I thought I’d try another method. Inverse regression methods are useful if one is interested in a low-rank predictor subspace:
using DataFrames, LinearAlgebra, Statistics
function indmat(Y::AbstractVector; nq=4)
# Slice Y using quantiles
q = quantile(Y, range(0, 1.0, length=nq+1))
@show q
z = [zeros(nq-1); 0.1]
ind = (Y .>= q[1:end-1]') .& (Y .< (q[2:end] .+ z)')
return ind*1.0
end
function lda(X, Y)
# Inverse regression
# similar to linear discriminant analysis
μX = mean(X, dims=1)
Xw = svd(X.-μX).U # whiten X
Xw ./= std(Xw, dims=1) # make unit variance
Ya = indmat(Y) # slice Y
Xhat = Ya*(cov(Ya)\cov(Ya,Xw))
# Try a truncated or approx SVD here instead?
F = svd(Xhat)
DC = Xw*F.V[:, axes(Ya, 2)] # Features or Direction Components
df = DataFrame(DC.-mean(DC, dims=1), [:DC1, :DC2, :DC3, :DC4])
df.Y = Y
return df
end
m, n, N = 100, 500, 100
X, Z, Y = rand(N, n), rand(N, m), rand(N)

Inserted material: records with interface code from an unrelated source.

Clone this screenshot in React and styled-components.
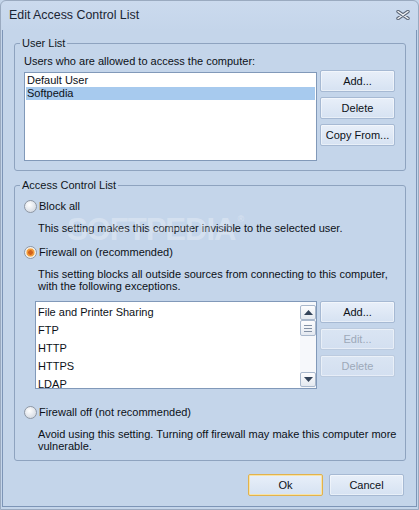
import React from 'react';
import styled, { createGlobalStyle } from 'styled-components';

const GlobalStyle = createGlobalStyle`
  html, body {
    margin: 0;
    padding: 0;
    background: #c4d5ea;
  }
  body {
    font-family: "Liberation Sans", Arial, sans-serif;
    font-size: 11px;
    color: #0c1118;
  }
`;

const Window = styled.div`
  position: relative;
  box-sizing: border-box;
  width: 419px;
  height: 510px;
  display: flex;
  flex-direction: column;
  padding: 0 1px 2px 1px;
  background: linear-gradient(#cbdaee, #c4d5ea 30px);
  border: 1px solid #9aaac0;
  border-radius: 6px 6px 0 0;
  overflow: hidden;
`;

const TitleBar = styled.div`
  height: 27px;
  flex: none;
  display: flex;
  align-items: center;
  justify-content: space-between;
  padding: 0 7px 2px 7px;
`;

const Title = styled.span`
  font-size: 12.4px;
  color: #1a2533;
`;

const CloseGlyph = styled.svg`
  width: 14px;
  height: 10px;
  margin-top: 1px;
`;

const Client = styled.div`
  flex: 1;
  display: flex;
  flex-direction: column;
  border: 1px solid #7d95b7;
  border-top: none;
`;

const Group = styled.fieldset`
  box-sizing: border-box;
  width: 392px;
  margin: ${p => p.$top}px 0 0 11px;
  padding: 0 10px ${p => p.$bottom}px 9px;
  border: 1px solid #8ea3bf;
  border-radius: 3px;
  min-width: 0;
`;

const Legend = styled.legend`
  margin-left: -4px;
  padding: 0 2px;
  line-height: 13px;
  color: #101722;
`;

const Hint = styled.div`
  margin-top: 5px;
  line-height: 13px;
`;

const ListRow = styled.div`
  display: flex;
  align-items: flex-start;
  gap: 3px;
  margin: ${p => p.$top}px 0 0 ${p => p.$indent || 0}px;
`;

const ListBox = styled.div`
  box-sizing: border-box;
  width: ${p => p.$w}px;
  height: ${p => p.$h}px;
  margin-top: ${p => p.$offset || 0}px;
  display: flex;
  background: #fff;
  border: 1px solid #8199b9;
  overflow: hidden;
`;

const Items = styled.div`
  flex: 1;
  padding: ${p => p.$pad};
`;

const UserItem = styled.div`
  height: 13px;
  line-height: 13px;
  padding-left: 1px;
  background: ${p => (p.$selected ? '#a7caee' : 'transparent')};
`;

const RuleItem = styled.div`
  height: 18px;
  line-height: 18px;
  padding-left: 2px;
  white-space: nowrap;
`;

const ScrollBar = styled.div`
  width: 16px;
  display: flex;
  flex-direction: column;
  padding: 3px 0 1px;
  background: #f6f8fb;
`;

const ScrollPart = styled.div`
  box-sizing: border-box;
  height: ${p => p.$h}px;
  margin-top: ${p => (p.$end ? 'auto' : '0')};
  display: flex;
  align-items: center;
  justify-content: center;
  border: 1px solid #a9b8cc;
  border-radius: 2px;
  background: linear-gradient(#fdfdfe, #e4e9f0);
`;

const ButtonColumn = styled.div`
  display: flex;
  flex-direction: column;
  gap: 5px;
`;

const Button = styled.button`
  box-sizing: border-box;
  width: 75px;
  height: 22px;
  padding: 0;
  font: inherit;
  color: ${p => (p.disabled ? '#9da9b9' : '#0c1118')};
  border: 1px solid ${p => (p.$default ? '#e2b24c' : p.disabled ? '#bccbdf' : '#a6b9d3')};
  border-radius: 2px;
  background: ${p =>
    p.disabled
      ? 'linear-gradient(#dae5f3, #d3dff0)'
      : 'linear-gradient(#e8eff9, #d6e2f2)'};
  box-shadow: inset 0 0 0 1px ${p => (p.$default ? '#f7e3a8' : 'rgba(255,255,255,0.45)')};
`;

const Option = styled.label`
  display: flex;
  align-items: center;
  gap: 2px;
  height: 16px;
  margin-top: ${p => p.$top}px;
`;

const Radio = styled.span`
  box-sizing: border-box;
  width: 13px;
  height: 13px;
  border-radius: 50%;
  border: 1px solid #8e97a4;
  background: ${p =>
    p.$checked
      ? 'radial-gradient(circle, #d2611b 0 2px, #ef9a3c 2.6px 3.6px, #fbd9a8 4.2px, #eef1f5 5px)'
      : 'radial-gradient(circle at 40% 35%, #ffffff, #d7dce4 75%)'};
`;

const Description = styled.div`
  margin: ${p => p.$top}px 0 0 14px;
  line-height: 12px;
  white-space: nowrap;
`;

const Footer = styled.div`
  display: flex;
  justify-content: flex-end;
  gap: 6px;
  margin: 13px 12px 0 0;
`;

const Watermark = styled.div`
  position: absolute;
  left: 66px;
  top: 211px;
  font-family: "Liberation Sans", Arial, sans-serif;
  font-weight: bold;
  font-size: 31px;
  letter-spacing: -1px;
  color: rgba(255, 255, 255, 0.3);
  pointer-events: none;
  sup {
    font-size: 9px;
    vertical-align: 18px;
    margin-left: 2px;
  }
`;

const Arrow = ({ down }) => (
  <svg width="9" height="5" viewBox="0 0 9 5">
    <path d={down ? 'M0 0h9L4.5 5z' : 'M0 5h9L4.5 0z'} fill="#34445a" />
  </svg>
);

const Grip = () => (
  <svg width="8" height="7" viewBox="0 0 8 7">
    <path d="M0 .5h8M0 3.5h8M0 6.5h8" stroke="#8391a5" />
  </svg>
);

const rules = ['File and Printer Sharing', 'FTP', 'HTTP', 'HTTPS', 'LDAP'];

export default function App() {
  return (
    <>
      <GlobalStyle />
      <Window>
        <TitleBar>
          <Title>Edit Access Control List</Title>
          <CloseGlyph viewBox="0 0 14 10">
            <path d="M2 1.5l10 7M12 1.5l-10 7" stroke="#5d6879" strokeWidth="3.4" strokeLinecap="round" />
            <path d="M2 1.5l10 7M12 1.5l-10 7" stroke="#f4f6f9" strokeWidth="1.4" strokeLinecap="round" />
          </CloseGlyph>
        </TitleBar>
        <Client>
          <Group $top={7} $bottom={9}>
            <Legend>User List</Legend>
            <Hint>Users who are allowed to access the computer:</Hint>
            <ListRow $top={2}>
              <ListBox $w={293} $h={89} $offset={2}>
                <Items $pad="1px 1px">
                  <UserItem>Default User</UserItem>
                  <UserItem $selected>Softpedia</UserItem>
                </Items>
              </ListBox>
              <ButtonColumn>
                <Button>Add...</Button>
                <Button>Delete</Button>
                <Button>Copy From...</Button>
              </ButtonColumn>
            </ListRow>
          </Group>

          <Group $top={8} $bottom={8}>
            <Legend>Access Control List</Legend>
            <Option $top={6}>
              <Radio />
              Block all
            </Option>
            <Description $top={8}>This setting makes this computer invisible to the selected user.</Description>
            <Option $top={10}>
              <Radio $checked />
              Firewall on (recommended)
            </Option>
            <Description $top={8}>
              This setting blocks all outside sources from connecting to this computer,
              <br />
              with the following exceptions.
            </Description>
            <ListRow $top={9} $indent={11}>
              <ListBox $w={282} $h={88}>
                <Items $pad="1px 0 0 0">
                  {rules.map(r => (
                    <RuleItem key={r}>{r}</RuleItem>
                  ))}
                </Items>
                <ScrollBar>
                  <ScrollPart $h={15}>
                    <Arrow />
                  </ScrollPart>
                  <ScrollPart $h={16}>
                    <Grip />
                  </ScrollPart>
                  <ScrollPart $h={15} $end>
                    <Arrow down />
                  </ScrollPart>
                </ScrollBar>
              </ListBox>
              <ButtonColumn>
                <Button>Add...</Button>
                <Button disabled>Edit...</Button>
                <Button disabled>Delete</Button>
              </ButtonColumn>
            </ListRow>
            <Option $top={15}>
              <Radio />
              Firewall off (not recommended)
            </Option>
            <Description $top={8}>
              Avoid using this setting. Turning off firewall may make this computer more
              <br />
              vulnerable.
            </Description>
          </Group>

          <Footer>
            <Button $default>Ok</Button>
            <Button>Cancel</Button>
          </Footer>
        </Client>
        <Watermark>
          SOFTPEDIA<sup>®</sup>
        </Watermark>
      </Window>
    </>
  );
}
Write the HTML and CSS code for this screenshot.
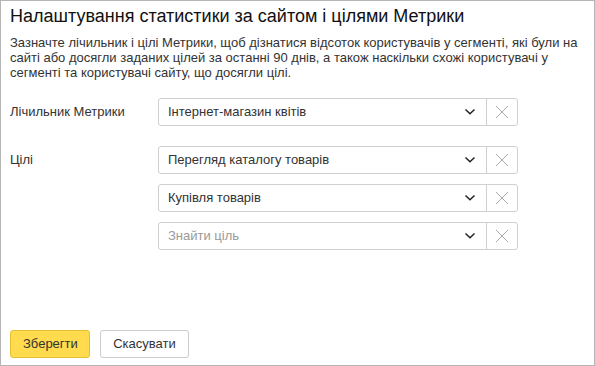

Wᵀ =reshape([conj(X[i,k] * Z[i,ℓ]) for ℓ in 1:m, k in 1:n, i in 1:N], m*n,N)
@show size(Wᵀ);
df = lda(Wᵀ', Y)
dfs = stack(df, Not(:Y))
plot(dfs, x=:value, y=:Y, xgroup=:variable, Geom.subplot_grid(
Geom.point, free_x_axis=true), Guide.xlabel(nothing))
These random numbers have interesting features! If you want a predictive model, then simply build it from the DCs.